The goal was to redesign the system into an event-driven architecture where:

  • Upload events trigger notifications
  • Processing occurs asynchronously
  • Components scale independently
  • Failures do not cascade across tiers

Phase 1 – Baseline Tightly Coupled Architecture

Initially deployed:

  • Web server (port 8008)
  • Application server (port 8009)
  • Shared S3 bucket for images

📸 Cloud9 – Application Installation & npm Setup Cloud9 Setup

📸 EC2 Security Group Configuration (Ports 8000–8100) Security Group

📸 Running Image Tinter Application Tightly Coupled App

In this model:

  • Web server directly invoked processing
  • System depended on immediate availability of processing tier

Phase 2 – Designing the Decoupled Architecture

Architectural Components Introduced

  • Amazon SQS → Message Queue
  • Amazon SNS → Notification Broadcasting
  • Amazon S3 Event Notifications
  • Email subscription for monitoring

New flow:

  1. User uploads image to S3
  2. S3 triggers SNS topic
  3. SNS publishes to:
    • SQS queue (for processing)
    • Email subscription (notification)
  4. Application server polls SQS
  5. Image processed asynchronously

Event-Driven Architecture Diagram


Implementing the Decoupled System


Step 1 – Configuring Amazon SQS

Created SQS queue:

  • Queue Name: ImageApp
  • Default settings
  • Copied Queue URL

📸 SQS Queue Details SQS Queue

This queue buffers upload events and decouples upload from processing.


Step 2 – Configuring Amazon SNS

Created SNS topic:

  • Topic Name: uploadnotification
  • Custom access policy
  • Allowed S3 publish permissions

📸 SNS Topic Details SNS Topic

SNS acts as the fan-out mechanism for notifications.


Step 3 – Configuring S3 Event Notifications

Configured:

  • Event: All object create events
  • Destination: SNS topic

📸 S3 Event Notification Configuration S3 Event Notification

Now every image upload generates an event.
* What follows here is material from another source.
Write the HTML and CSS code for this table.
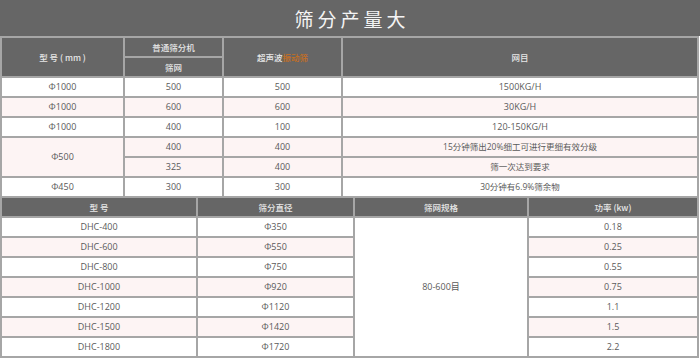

Step 4 – SNS Subscriptions

Configured:

  • SQS subscription
  • Email subscription

📸 SQS Subscription to SNS SNS to SQS

📸 Email Subscription Confirmation Email Subscription

This provides:

  • Automated processing
  • Operational visibility

Step 5 – Updating Application Configuration

Modified:

  • Browser tier config
  • Web tier config
  • Application server config
  • Inserted SQS Queue URL
  • Inserted S3 bucket references

Started services:

  • Web server → port 8007
  • Application server → port 8010

📸 Cloud9 – Updated Config Files Updated Config

📸 Servers Running on Ports 8007 & 8010 Servers Running


Validating the Event-Driven Flow


Upload Event

User uploads image → triggers SNS → sends email

📸 Image Upload in Browser Upload Image

📸 Email Notification – Upload and Processing Events Upload Email


Processing Event

Application polls SQS → processes image → sends completion notification

📸 Processed Image Displayed Processed Image


Architectural Improvements Achieved

Asynchronous Processing

Uploads no longer block processing tier.

Fault Isolation

If processing server fails:

  • Messages remain safely in SQS.
  • System resumes when service recovers.

Horizontal Scalability

Multiple processors can poll from SQS simultaneously.

Loose Coupling

Web and application tiers operate independently.

Improved Reliability

Managed AWS messaging services reduce operational overhead.


Enterprise Architecture Impact

This architecture aligns with:

  • Event-driven microservices principles
  • Distributed systems design
  • Cloud-native asynchronous communication
  • Resilient application architecture patterns

It demonstrates the ability to:

  • Identify coupling issues
  • Redesign systems for scalability
  • Implement messaging-based communication
  • Integrate multiple AWS services coherently

Conclusion

Successfully transformed a tightly coupled image processing application into a decoupled, event-driven architecture using Amazon SQS and Amazon SNS.

The redesign improved:

  • Scalability
  • Fault tolerance
  • Operational resilience
  • Asynchronous processing capability

This project demonstrates practical understanding of distributed system design and modern cloud-native messaging patterns.